Kebijakan Pertambangan: dari Sentralisasi ke Desentralisasi
Fokus

Kebijakan Pertambangan: dari Sentralisasi ke Desentralisasi

Perkembangan pertambangan di Indonesia tidak terlepas dari kebijakan pertambangan yang mendorong dan memberikan kesempatan kepada modal swasta nasional dan asing. Kini, kebijakan pertambangan telah mengalami pergeseran dari sentralisasi ke desentralisasi.

Oleh:
APr
Bacaan 2 Menit
Kebijakan Pertambangan: dari Sentralisasi ke Desentralisasi
Hukumonline

Peraturan dasar yang mengatur usaha pertambangan di Indonesia adalah UU No 11/1967 tentang Ketentuan-ketentuan Pokok Pertambangan dan Peraturan Pemerintah (PP) No. 32/1969 tentang Pelaksanaan UU No11/1967. Dalam UU Pertambangan dinyatakan bahwa segala bahan galian yang terdapat dalam wilayah hukum pertambangan Indonesia adalah kekayaan nasional yang dikuasai oleh negara untuk digunakan sebesar-besar kemakmuran rakyat.

UU Pokok Pertambangan membagi bahan galian menjadi tiga golongan. Pertama, bahan galian golongan A atau strategis, seperti migas, batubara, dan timah. Kedua, bahan galian golongan B atau vital, seperti emas, tembaga, intan. Ketiga, bahan galian golongan C atau bukan strategis dan bukan pula vital, seperti batu granit dan pasir.

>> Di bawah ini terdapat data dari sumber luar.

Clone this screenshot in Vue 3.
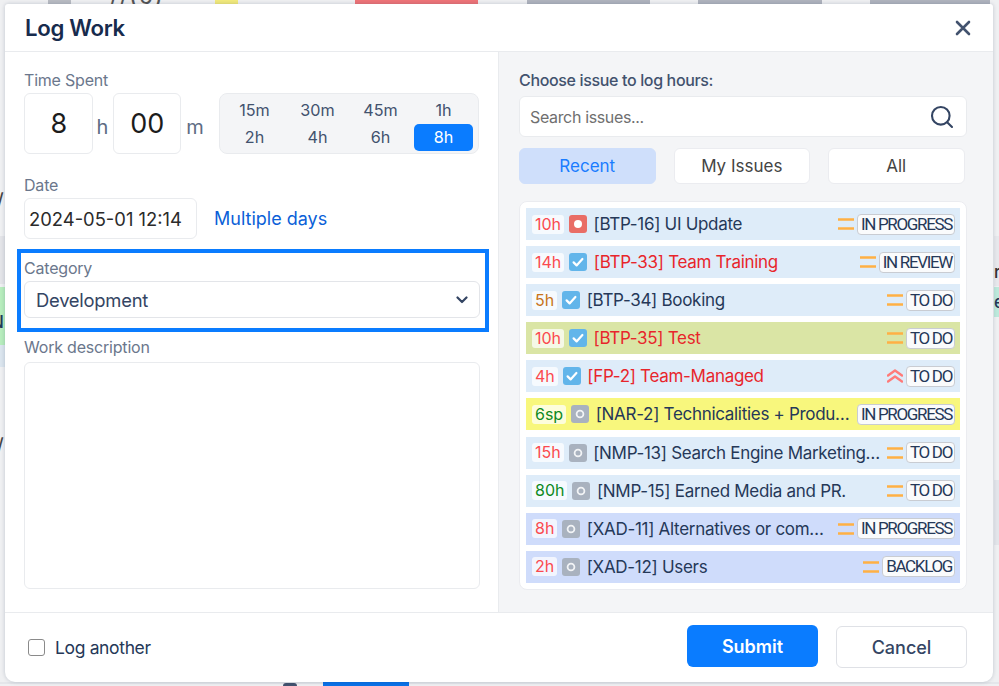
<script setup>
const presets = ['15m', '30m', '45m', '1h', '2h', '4h', '6h', '8h']
const strips = [
  { x: 48, w: 23, c: '#b9bcc3' },
  { x: 215, w: 23, c: '#f2ea7c' },
  { x: 355, w: 123, c: '#ee7478' },
  { x: 527, w: 123, c: '#b0b4be' },
  { x: 698, w: 124, c: '#b0b4be' },
  { x: 870, w: 120, c: '#b0b4be' },
]
const blue = '#deecf9'
const peri = '#cfdcfb'
const red = '#fb4a4f'
const issues = [
  { h: '10h', hc: red, icon: 'bug', t: '[BTP-16] UI Update', bg: blue, tc: '#253858', p: 'med', s: 'IN PROGRESS' },
  { h: '14h', hc: red, icon: 'task', t: '[BTP-33] Team Training', bg: blue, tc: '#e8252b', p: 'med', s: 'IN REVIEW' },
  { h: '5h', hc: '#c8741a', icon: 'task', t: '[BTP-34] Booking', bg: blue, tc: '#253858', p: 'med', s: 'TO DO' },
  { h: '10h', hc: red, icon: 'task', t: '[BTP-35] Test', bg: '#dae5a5', tc: '#e8252b', p: 'med', s: 'TO DO' },
  { h: '4h', hc: red, icon: 'task', t: '[FP-2] Team-Managed', bg: blue, tc: '#e8252b', p: 'high', s: 'TO DO' },
  { h: '6sp', hc: '#0f8a1f', icon: 'sub', t: '[NAR-2] Technicalities + Production', bg: '#f8f77d', tc: '#253858', p: '', s: 'IN PROGRESS' },
  { h: '15h', hc: red, icon: 'sub', t: '[NMP-13] Search Engine Marketing/SEO and more', bg: blue, tc: '#253858', p: 'med', s: 'TO DO' },
  { h: '80h', hc: '#0f8a1f', icon: 'sub', t: '[NMP-15] Earned Media and PR.', bg: blue, tc: '#253858', p: 'med', s: 'TO DO' },
  { h: '8h', hc: red, icon: 'sub', t: '[XAD-11] Alternatives or competitors list', bg: peri, tc: '#253858', p: 'med', s: 'IN PROGRESS' },
  { h: '2h', hc: red, icon: 'sub', t: '[XAD-12] Users', bg: peri, tc: '#253858', p: 'med', s: 'BACKLOG' },
]
</script>

<template>
  <div class="page">
    <div class="backdrop">
      <i
        v-for="s in strips"
        :key="s.x"
        class="strip"
        :style="{ left: s.x + 'px', width: s.w + 'px', background: s.c }"
      ></i>
      <i class="left-gray"></i>
      <i class="left-green"></i>
      <i class="left-pale"></i>
      <i class="right-gray"></i>
      <i class="right-gray2"></i>
      <i class="right-green"></i>
      <i class="bottom-line"></i>
      <i class="bottom-blue"></i>
      <i class="bottom-dot"></i>
      <b class="frag f-top">//(6)</b>
      <b class="frag f-l1">/</b>
      <b class="frag f-l2">/</b>
      <b class="frag f-n">N</b>
      <b class="frag f-r">r</b>
      <b class="frag f-e">e</b>
    </div>

    <div class="modal">
      <header class="head">
        <h1>Log Work</h1>
        <svg class="close" viewBox="0 0 16 16" width="16" height="16">
          <path d="M2 2l12 12M14 2L2 14" stroke="#42526e" stroke-width="2.6" stroke-linecap="round" fill="none" />
        </svg>
      </header>

      <div class="body">
        <section class="left">
          <div class="label l-time">Time Spent</div>
          <div class="time-row">
            <div class="box">8</div>
            <span class="unit u-h">h</span>
            <div class="box">00</div>
            <span class="unit u-m">m</span>
            <div class="presets">
              <span v-for="p in presets" :key="p" class="preset" :class="{ active: p === '8h' }">{{ p }}</span>
            </div>
          </div>

          <div class="label l-date">Date</div>
          <div class="date-row">
            <div class="date">2024-05-01 12:14</div>
            <a class="multi">Multiple days</a>
          </div>

          <div class="cat-frame">
            <div class="label l-cat">Category</div>
            <div class="select">
              <span>Development</span>
              <svg viewBox="0 0 12 8" width="12" height="8">
                <path d="M1.5 1.5L6 6l4.5-4.5" stroke="#344563" stroke-width="2.2" stroke-linecap="round" stroke-linejoin="round" fill="none" />
              </svg>
            </div>
          </div>

          <div class="label l-desc">Work description</div>
          <div class="textarea"></div>
        </section>

        <section class="right">
          <div class="choose">Choose issue to log hours:</div>
          <div class="search">
            <span>Search issues...</span>
            <svg viewBox="0 0 24 24" width="24" height="24">
              <circle cx="10.8" cy="10.8" r="8.8" stroke="#344563" stroke-width="2.1" fill="none" />
              <path d="M17.4 17.4L22 22" stroke="#344563" stroke-width="2.1" stroke-linecap="round" />
            </svg>
          </div>
          <div class="tabs">
            <span class="tab active">Recent</span>
            <span class="tab">My Issues</span>
            <span class="tab">All</span>
          </div>
          <div class="list">
            <div v-for="i in issues" :key="i.t" class="row" :style="{ background: i.bg }">
              <span class="hours" :style="{ color: i.hc }">{{ i.h }}</span>
              <span class="ico" :class="'ico-' + i.icon">
                <svg v-if="i.icon === 'task'" viewBox="0 0 18 18" width="18" height="18">
                  <path d="M4.6 9.4l3 3 5.8-6.4" stroke="#fff" stroke-width="2.2" stroke-linecap="round" stroke-linejoin="round" fill="none" />
                </svg>
                <svg v-else-if="i.icon === 'bug'" viewBox="0 0 18 18" width="18" height="18">
                  <circle cx="9" cy="9" r="4" fill="#fff" />
                </svg>
                <svg v-else viewBox="0 0 18 18" width="18" height="18">
                  <circle cx="9" cy="9" r="3.4" stroke="#fff" stroke-width="1.8" fill="none" opacity=".85" />
                </svg>
              </span>
              <span class="title" :style="{ color: i.tc }">{{ i.t }}</span>
              <svg v-if="i.p === 'med'" class="prio" viewBox="0 0 16 12" width="16" height="12">
                <path d="M0.5 1.5h15M0.5 10.5h15" stroke="#ffb044" stroke-width="2.4" stroke-linecap="round" />
              </svg>
              <svg v-else-if="i.p === 'high'" class="prio" viewBox="0 0 16 14" width="16" height="14">
                <path d="M1 6.5L8 1.5l7 5M1 12.5L8 7.5l7 5" stroke="#ff7a78" stroke-width="2.4" stroke-linecap="round" stroke-linejoin="round" fill="none" />
              </svg>
              <span class="status">{{ i.s }}</span>
            </div>
          </div>
        </section>
      </div>

      <footer class="foot">
        <label class="check"><i class="cb"></i><span>Log another</span></label>
        <div class="actions">
          <button class="btn primary">Submit</button>
          <button class="btn ghost">Cancel</button>
        </div>
      </footer>
    </div>
  </div>
</template>

<style>
html, body { margin: 0; background: #eff0f2; overflow: hidden; }
</style>

<style scoped>
.page { width: 999px; height: 686px; position: relative; overflow: hidden; font-family: Inter, "Liberation Sans", sans-serif; }
.backdrop { position: absolute; inset: 0; background: #eff0f2; }
.backdrop i { position: absolute; display: block; }
.strip { top: 0; height: 4px; }
.left-gray { left: 0; top: 236px; width: 5px; height: 48px; background: #e3e4e8; }
.left-green { left: 0; top: 287px; width: 5px; height: 58px; background: #b7edbd; }
.left-pale { left: 0; top: 345px; width: 5px; height: 22px; background: #dbe5ee; }
.right-gray { left: 994px; top: 236px; width: 5px; height: 50px; background: #e7e8ec; }
.right-gray2 { left: 994px; top: 480px; width: 5px; height: 65px; background: #e3e5ea; }
.right-green { left: 994px; top: 287px; width: 5px; height: 30px; background: #bde9dc; }
.bottom-line { left: 0; top: 682px; width: 999px; height: 2px; background: #e4e6ea; }
.bottom-blue { left: 323px; top: 682px; width: 86px; height: 4px; background: #0a72e8; }
.bottom-dot { left: 283px; top: 683px; width: 14px; height: 3px; border-radius: 7px 7px 0 0; background: #42526e; }
.frag { position: absolute; font-weight: 500; color: #253858; line-height: 20px; }
.f-top { left: 110px; top: -13px; font-size: 21px; letter-spacing: 2px; color: #555; }
.f-l1 { left: -3px; top: 190px; font-size: 18px; color: #444; }
.f-l2 { left: -3px; top: 435px; font-size: 18px; color: #444; }
.f-n { left: -9px; top: 312px; font-size: 17px; }
.f-r { left: 994px; top: 262px; font-size: 17px; color: #333; }
.f-e { left: 994px; top: 292px; font-size: 17px; }

.modal { position: absolute; left: 5px; top: 4px; width: 988px; height: 678px; background: #fff; border-radius: 3px 3px 10px 10px; box-shadow: 0 0 4px rgba(9, 30, 66, .2); display: flex; flex-direction: column; overflow: hidden; }
.head { height: 47px; flex: none; border-bottom: 1px solid #e9ebee; display: flex; align-items: center; justify-content: space-between; padding: 0 22px 0 20px; }
.head h1 { margin: 0; font-size: 22.2px; font-weight: 600; color: #172b4d; letter-spacing: -.3px; }
.close { margin-top: 1px; }

.body { flex: 1; display: flex; min-height: 0; }
.left { width: 493px; flex: none; padding: 18px 0 0 19px; box-sizing: border-box; }
.label { font-size: 16px; line-height: 20px; color: #6b778c; letter-spacing: -.2px; }
.time-row { display: flex; align-items: stretch; height: 61px; margin-top: 3px; }
.box { width: 68.5px; box-sizing: border-box; border: 1px solid #e9ebee; border-radius: 6px; display: flex; align-items: center; justify-content: center; font-size: 27px; color: #1c1c1c; padding-left: 1px; }
.unit { width: 20px; font-size: 20px; color: #5e6c84; display: flex; align-items: center; justify-content: center; padding-top: 6px; box-sizing: border-box; }
.u-m { width: 38px; padding-right: 10px; }
.presets { width: 260px; box-sizing: border-box; background: #f4f5f7; border: 1px solid #e9ebee; border-radius: 8px; display: grid; grid-template-columns: repeat(4, 1fr); grid-auto-rows: 27px; padding: 3px; align-content: center; }
.preset { font-size: 16.2px; color: #42526e; display: flex; align-items: center; justify-content: center; border-radius: 5px; }
.preset.active { background: #0a7cff; color: #fff; margin: 0 2px; }
.l-date { margin-top: 21px; }
.date-row { display: flex; align-items: center; margin-top: 3px; }
.date { width: 173px; height: 41px; box-sizing: border-box; border: 1px solid #e9ebee; border-radius: 6px; display: flex; align-items: center; padding-left: 4px; font-size: 18.4px; color: #2b2b2b; white-space: nowrap; }
.multi { margin-left: 17px; font-size: 18px; color: #0b5fd8; }
.cat-frame { margin: 10px 0 0 -7px; width: 472px; height: 83px; box-sizing: border-box; border: 4px solid #0a7cff; padding: 5px 0 0 3px; }
.select { width: 456px; height: 37px; margin-top: 3px; box-sizing: border-box; border: 1px solid #e3e5e9; border-radius: 6px; display: flex; align-items: center; justify-content: space-between; padding: 0 11px 0 11px; font-size: 18.4px; letter-spacing: -.25px; color: #344563; }
.l-desc { margin-top: 5px; }
.textarea { width: 456px; height: 227px; margin-top: 5px; box-sizing: border-box; border: 1px solid #e9ebee; border-radius: 6px; }

.right { flex: 1; background: #f4f5f7; border-left: 1px solid #e9ebee; padding: 18px 0 0 20px; box-sizing: border-box; }
.choose { font-size: 16px; line-height: 20px; font-weight: 500; color: #42526e; letter-spacing: -.35px; }
.search { width: 448px; height: 41px; margin-top: 6px; box-sizing: border-box; background: #fff; border: 1px solid #e9ebee; border-radius: 6px; display: flex; align-items: center; justify-content: space-between; padding: 0 12px 0 10px; font-size: 16px; letter-spacing: -.35px; color: #6f6f6f; }
.tabs { display: flex; margin-top: 11px; }
.tab { width: 136.5px; height: 36px; margin-right: 18px; box-sizing: border-box; background: #fff; border: 1px solid #ebecf0; border-radius: 6px; display: flex; align-items: center; justify-content: center; font-size: 17px; color: #444; }
.tab.active { background: #cfdffb; border-color: #cfdffb; color: #1a7cff; }
.list { width: 448px; height: 389px; margin-top: 17px; box-sizing: border-box; background: #fff; border: 1px solid #ebecf0; border-radius: 8px; padding: 6px; display: flex; flex-direction: column; gap: 6.1px; }
.row { height: 32px; flex: none; display: flex; align-items: center; padding: 0 5px 0 6px; box-sizing: border-box; }
.hours { flex: none; height: 19px; padding: 0 3px; background: rgba(255, 255, 255, .72); border-radius: 3px; font-size: 16px; line-height: 19px; }
.ico { flex: none; width: 18px; height: 18px; border-radius: 3px; margin: 0 6.5px 0 5px; display: block; }
.ico svg { display: block; }
.ico-bug { background: #e96d66; }
.ico-task { background: #62b5ea; }
.ico-sub { background: #a9b2bf; }
.title { flex: 1; min-width: 0; font-size: 17px; letter-spacing: -.3px; white-space: nowrap; overflow: hidden; text-overflow: ellipsis; }
.prio { flex: none; margin: 0 3px 0 4px; }
.status { flex: none; height: 21px; padding: 0 2px 0 3px; box-sizing: border-box; background: #fafbfc; border: 1px solid #c9ccd2; border-radius: 4px; font-family: Roboto, Inter, sans-serif; font-size: 17px; line-height: 19px; letter-spacing: -1.35px; color: #253858; white-space: nowrap; }

.foot { height: 70px; flex: none; border-top: 1px solid #e9ebee; display: flex; align-items: center; justify-content: space-between; padding: 0 26px 2px 23px; box-sizing: border-box; }
.check { display: flex; align-items: center; font-size: 17.5px; letter-spacing: -.35px; color: #253858; margin-top: 1px; }
.cb { width: 17px; height: 17px; box-sizing: border-box; border: 1.5px solid #8a8a8a; border-radius: 3px; margin-right: 10px; }
.actions { display: flex; align-items: flex-start; }
.btn { width: 131px; height: 42px; border-radius: 6px; font-family: inherit; font-size: 18px; font-weight: 500; display: flex; align-items: center; justify-content: center; padding: 0; box-sizing: border-box; }
.primary { background: #0a7cff; color: #fff; border: 0; font-weight: 600; }
.ghost { background: #fff; border: 1px solid #dfe1e6; color: #344563; margin: 1px 0 0 18px; }
</style>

Pelaksanaan penguasaan negara dan pengaturan usaha pertambangan untuk bahan galian strategis dan vital dilakukan oleh menteri yang membidangi tugas bidang pertambangan. Sementara untuk bahan galian yang strategis dan tidak vital dilakukan oleh pemerintah daerah tingkat I tempat terdapatnya bahan galian itu.

Usaha pertambangan ini dapat meliputi kegiatan penyelidikan umum, eksplorasi, pengolahan dan pemurnian, pengangkutan, dan penjualan.  Usaha pertambangan bahan galian strategis dan vital hanya dapat dilakukan oleh perusahaan atau perorangan berdasarkan Kuasa Pertambangan (KP) yang diberikan dengan surat keputusan menteri.

Sementara usaha pertambangan bahan galian yang tidak tergolong strategis maupun vital dapat dilakukan dengan Surat Izin Pertambangan Daerah (SIPD). Menteri Energi dan Sumberdaya Mineral dapat menunjuk swasta nasional atau swasta asing untuk melaksanakan  pekerjaan yang belum atau tidak dapat ditangani sendiri oleh instansi pemerintah atau perusahaan negara pemegang KP.

Selama ini, telah beredar pengertian yang keliru tentang status KP dan Kontrak Karya (KK). Seolah-olah KK hanya boleh dimiliki oleh perusahaan asing, sedangkan KP dimiliki oleh perusahaan dalam negeri. Akibat salah pengertian tentang status kepemilikan investasi KK dan KP ini, pelaku pertambangan lokal kerap tersisih atau berada pada posisi marjinal.

Pasang surut investasi di pertambangan amat ditentukan oleh kemudahan dan fasilitas yang diberikan oleh pemerintah. Selain itu,modal asing dalam industri pertambangan juga bergantung kepada kebijakan peraturan pendukungnya. Investor asing tentu tidak mau mempertaruhkan modalnya dengan sia-sia. Pasalnya, investasi di pertambangan membutuhkan modal besar, teknologi tinggi, serta risiko yang amat besar.